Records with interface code
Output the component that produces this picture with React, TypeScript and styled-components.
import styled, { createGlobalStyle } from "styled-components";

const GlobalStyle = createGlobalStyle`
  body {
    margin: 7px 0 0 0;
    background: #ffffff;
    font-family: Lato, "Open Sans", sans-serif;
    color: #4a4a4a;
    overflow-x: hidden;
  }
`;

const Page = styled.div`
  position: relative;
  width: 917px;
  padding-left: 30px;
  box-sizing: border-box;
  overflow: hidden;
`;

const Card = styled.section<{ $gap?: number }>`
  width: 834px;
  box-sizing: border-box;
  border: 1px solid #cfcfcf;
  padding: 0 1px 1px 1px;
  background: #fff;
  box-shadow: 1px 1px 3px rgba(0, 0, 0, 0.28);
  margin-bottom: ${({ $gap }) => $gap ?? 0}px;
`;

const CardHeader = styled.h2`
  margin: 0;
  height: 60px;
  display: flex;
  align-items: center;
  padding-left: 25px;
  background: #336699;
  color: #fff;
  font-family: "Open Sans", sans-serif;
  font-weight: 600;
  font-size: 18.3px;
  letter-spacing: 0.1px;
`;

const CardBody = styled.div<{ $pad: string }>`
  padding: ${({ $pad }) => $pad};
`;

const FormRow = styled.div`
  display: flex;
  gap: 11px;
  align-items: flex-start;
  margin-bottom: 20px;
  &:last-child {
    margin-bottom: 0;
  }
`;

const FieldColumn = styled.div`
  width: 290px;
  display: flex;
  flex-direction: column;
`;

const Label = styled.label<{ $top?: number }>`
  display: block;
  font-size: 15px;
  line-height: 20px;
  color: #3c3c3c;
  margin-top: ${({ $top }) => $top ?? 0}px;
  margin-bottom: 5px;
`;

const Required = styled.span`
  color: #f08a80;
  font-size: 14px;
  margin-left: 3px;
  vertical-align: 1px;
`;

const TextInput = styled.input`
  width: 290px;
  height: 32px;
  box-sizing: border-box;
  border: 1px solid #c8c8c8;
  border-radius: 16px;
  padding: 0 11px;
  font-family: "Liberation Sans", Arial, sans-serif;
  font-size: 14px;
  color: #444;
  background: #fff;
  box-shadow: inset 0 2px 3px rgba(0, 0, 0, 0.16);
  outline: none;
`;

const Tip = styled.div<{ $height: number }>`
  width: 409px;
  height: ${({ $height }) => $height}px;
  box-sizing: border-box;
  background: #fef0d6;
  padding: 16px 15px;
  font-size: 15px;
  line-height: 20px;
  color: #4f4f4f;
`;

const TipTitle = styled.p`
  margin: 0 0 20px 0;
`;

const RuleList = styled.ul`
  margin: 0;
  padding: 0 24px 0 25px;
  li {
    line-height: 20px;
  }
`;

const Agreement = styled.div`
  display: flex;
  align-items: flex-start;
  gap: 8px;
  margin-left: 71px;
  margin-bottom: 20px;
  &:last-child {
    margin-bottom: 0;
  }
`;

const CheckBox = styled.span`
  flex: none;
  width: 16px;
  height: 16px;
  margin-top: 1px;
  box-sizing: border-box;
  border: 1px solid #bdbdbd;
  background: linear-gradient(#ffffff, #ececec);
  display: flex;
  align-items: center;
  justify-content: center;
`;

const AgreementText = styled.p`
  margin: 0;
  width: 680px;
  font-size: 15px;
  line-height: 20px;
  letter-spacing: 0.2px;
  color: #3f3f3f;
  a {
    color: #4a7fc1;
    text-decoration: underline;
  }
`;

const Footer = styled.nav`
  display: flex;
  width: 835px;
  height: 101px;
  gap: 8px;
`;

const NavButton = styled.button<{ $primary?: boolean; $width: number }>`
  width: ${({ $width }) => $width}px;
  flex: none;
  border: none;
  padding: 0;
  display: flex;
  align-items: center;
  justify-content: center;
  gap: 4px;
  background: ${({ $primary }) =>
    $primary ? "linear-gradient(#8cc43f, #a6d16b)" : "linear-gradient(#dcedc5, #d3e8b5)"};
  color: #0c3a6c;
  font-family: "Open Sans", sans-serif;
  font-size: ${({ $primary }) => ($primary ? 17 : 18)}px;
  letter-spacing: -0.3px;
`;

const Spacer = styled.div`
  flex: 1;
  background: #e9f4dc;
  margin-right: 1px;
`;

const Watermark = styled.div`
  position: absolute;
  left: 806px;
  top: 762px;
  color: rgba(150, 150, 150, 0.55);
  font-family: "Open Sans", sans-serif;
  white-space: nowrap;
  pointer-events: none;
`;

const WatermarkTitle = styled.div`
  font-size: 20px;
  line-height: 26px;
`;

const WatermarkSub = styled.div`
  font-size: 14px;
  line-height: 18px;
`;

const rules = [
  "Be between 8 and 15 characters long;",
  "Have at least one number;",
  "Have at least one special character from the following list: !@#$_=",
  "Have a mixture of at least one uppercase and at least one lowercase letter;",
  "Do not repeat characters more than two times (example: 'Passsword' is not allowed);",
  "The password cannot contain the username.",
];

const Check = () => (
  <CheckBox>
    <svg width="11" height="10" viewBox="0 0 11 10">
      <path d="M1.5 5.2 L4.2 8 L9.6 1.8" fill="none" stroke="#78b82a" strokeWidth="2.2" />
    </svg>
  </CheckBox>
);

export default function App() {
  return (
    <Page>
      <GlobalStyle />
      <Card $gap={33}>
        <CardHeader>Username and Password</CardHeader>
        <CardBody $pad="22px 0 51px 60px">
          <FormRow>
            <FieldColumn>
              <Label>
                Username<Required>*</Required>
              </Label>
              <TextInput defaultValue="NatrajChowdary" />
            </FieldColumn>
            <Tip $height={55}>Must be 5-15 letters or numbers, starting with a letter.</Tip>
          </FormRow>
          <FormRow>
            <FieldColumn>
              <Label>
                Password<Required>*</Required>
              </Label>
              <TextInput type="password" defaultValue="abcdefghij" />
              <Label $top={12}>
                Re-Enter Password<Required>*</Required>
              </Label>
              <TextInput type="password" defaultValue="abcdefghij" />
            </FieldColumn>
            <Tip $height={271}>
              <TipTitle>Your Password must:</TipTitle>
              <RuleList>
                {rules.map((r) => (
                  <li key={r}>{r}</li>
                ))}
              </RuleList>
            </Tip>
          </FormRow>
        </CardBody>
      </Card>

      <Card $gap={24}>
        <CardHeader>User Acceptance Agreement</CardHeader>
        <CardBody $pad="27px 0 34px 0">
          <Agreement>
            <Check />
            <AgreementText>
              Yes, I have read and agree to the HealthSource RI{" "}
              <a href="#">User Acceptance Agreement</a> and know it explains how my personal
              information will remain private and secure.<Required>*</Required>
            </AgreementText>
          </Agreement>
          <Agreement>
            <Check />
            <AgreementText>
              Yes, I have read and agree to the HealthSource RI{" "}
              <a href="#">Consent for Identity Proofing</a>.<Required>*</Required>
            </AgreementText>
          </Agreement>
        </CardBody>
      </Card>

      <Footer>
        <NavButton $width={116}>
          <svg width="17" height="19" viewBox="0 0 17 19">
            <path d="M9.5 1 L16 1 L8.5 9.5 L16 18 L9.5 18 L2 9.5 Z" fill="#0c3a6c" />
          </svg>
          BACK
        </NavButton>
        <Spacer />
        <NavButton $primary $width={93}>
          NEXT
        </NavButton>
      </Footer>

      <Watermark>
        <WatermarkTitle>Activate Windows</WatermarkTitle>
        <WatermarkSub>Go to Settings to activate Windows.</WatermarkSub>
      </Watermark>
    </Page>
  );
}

==

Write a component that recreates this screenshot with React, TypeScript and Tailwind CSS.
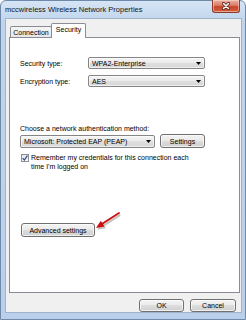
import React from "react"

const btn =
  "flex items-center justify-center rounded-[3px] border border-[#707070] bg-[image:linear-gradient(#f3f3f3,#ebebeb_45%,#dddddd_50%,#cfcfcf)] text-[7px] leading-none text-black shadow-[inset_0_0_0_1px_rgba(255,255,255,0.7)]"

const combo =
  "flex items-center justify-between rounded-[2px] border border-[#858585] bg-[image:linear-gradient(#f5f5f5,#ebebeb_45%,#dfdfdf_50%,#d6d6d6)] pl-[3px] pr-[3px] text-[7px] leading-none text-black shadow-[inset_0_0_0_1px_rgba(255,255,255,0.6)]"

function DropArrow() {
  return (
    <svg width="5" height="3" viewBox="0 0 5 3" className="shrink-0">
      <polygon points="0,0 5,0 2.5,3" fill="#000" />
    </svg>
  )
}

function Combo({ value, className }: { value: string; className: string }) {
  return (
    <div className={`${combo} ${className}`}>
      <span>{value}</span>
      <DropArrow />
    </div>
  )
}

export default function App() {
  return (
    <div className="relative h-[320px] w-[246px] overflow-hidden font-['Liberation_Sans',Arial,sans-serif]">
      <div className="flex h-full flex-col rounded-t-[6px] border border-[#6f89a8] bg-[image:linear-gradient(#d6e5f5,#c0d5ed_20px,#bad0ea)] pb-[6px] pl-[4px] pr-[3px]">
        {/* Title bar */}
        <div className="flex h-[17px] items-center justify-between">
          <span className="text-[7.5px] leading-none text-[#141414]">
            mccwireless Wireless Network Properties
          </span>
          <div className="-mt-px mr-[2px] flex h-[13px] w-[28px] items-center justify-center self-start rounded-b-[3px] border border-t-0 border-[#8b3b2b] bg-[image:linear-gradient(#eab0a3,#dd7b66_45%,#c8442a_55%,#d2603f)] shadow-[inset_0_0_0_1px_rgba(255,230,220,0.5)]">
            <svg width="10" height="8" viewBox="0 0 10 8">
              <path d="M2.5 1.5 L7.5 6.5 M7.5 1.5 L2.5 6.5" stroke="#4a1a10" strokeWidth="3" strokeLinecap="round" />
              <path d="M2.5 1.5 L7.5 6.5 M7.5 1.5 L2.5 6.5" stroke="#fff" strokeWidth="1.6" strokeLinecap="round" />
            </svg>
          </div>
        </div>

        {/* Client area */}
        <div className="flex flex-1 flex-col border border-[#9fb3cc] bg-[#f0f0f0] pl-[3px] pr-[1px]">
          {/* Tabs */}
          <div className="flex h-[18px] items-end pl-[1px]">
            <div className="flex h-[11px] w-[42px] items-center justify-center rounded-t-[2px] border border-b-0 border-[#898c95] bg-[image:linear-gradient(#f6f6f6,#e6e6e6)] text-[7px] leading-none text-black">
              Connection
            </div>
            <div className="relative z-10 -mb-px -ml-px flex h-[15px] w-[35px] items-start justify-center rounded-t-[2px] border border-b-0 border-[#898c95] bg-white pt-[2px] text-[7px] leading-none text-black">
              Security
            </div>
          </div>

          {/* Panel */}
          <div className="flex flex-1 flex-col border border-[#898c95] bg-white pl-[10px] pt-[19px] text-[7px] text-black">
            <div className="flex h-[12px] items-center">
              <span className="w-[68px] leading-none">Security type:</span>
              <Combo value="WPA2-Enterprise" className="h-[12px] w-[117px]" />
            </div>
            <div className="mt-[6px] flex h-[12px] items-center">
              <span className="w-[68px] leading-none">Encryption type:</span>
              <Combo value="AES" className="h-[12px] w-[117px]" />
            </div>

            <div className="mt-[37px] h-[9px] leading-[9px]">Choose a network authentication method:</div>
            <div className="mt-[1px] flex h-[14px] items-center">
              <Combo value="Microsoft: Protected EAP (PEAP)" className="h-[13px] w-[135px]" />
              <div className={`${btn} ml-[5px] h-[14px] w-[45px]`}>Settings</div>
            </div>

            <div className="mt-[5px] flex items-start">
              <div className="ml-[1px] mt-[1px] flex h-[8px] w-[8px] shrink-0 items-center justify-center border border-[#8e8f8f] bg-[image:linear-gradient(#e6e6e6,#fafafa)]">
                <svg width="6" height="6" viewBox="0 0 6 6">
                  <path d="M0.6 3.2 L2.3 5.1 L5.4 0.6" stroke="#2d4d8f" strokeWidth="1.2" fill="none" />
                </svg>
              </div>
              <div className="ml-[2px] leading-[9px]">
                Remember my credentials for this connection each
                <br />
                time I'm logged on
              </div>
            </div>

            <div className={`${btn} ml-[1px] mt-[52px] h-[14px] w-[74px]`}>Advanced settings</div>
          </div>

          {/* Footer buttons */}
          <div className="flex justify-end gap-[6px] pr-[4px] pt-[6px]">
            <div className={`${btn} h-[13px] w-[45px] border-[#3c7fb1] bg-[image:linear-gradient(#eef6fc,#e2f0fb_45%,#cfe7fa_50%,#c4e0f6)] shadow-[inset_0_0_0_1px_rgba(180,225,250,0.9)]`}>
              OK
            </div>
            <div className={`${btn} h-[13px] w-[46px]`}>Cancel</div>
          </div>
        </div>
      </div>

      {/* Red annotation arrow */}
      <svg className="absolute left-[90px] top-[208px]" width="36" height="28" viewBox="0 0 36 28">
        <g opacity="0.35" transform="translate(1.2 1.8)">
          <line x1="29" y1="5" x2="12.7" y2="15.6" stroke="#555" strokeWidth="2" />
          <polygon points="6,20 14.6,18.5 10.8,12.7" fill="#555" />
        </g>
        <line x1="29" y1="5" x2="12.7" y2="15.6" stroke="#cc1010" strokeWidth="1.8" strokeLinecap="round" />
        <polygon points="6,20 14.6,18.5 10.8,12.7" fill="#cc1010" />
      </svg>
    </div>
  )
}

- _BRIEF_: From the records above, copy exactly the lines starting at the one with "Write a component" and ending at the one with "items-center justify-center rounded-[3px]", and no others. Pictures stay out.

- _SOLUTION TO THE PROBLEM_:
Write a component that recreates this screenshot with React, TypeScript and Tailwind CSS.
import React from "react"

const btn =
  "flex items-center justify-center rounded-[3px] border border-[#707070] bg-[image:linear-gradient(#f3f3f3,#ebebeb_45%,#dddddd_50%,#cfcfcf)] text-[7px] leading-none text-black shadow-[inset_0_0_0_1px_rgba(255,255,255,0.7)]"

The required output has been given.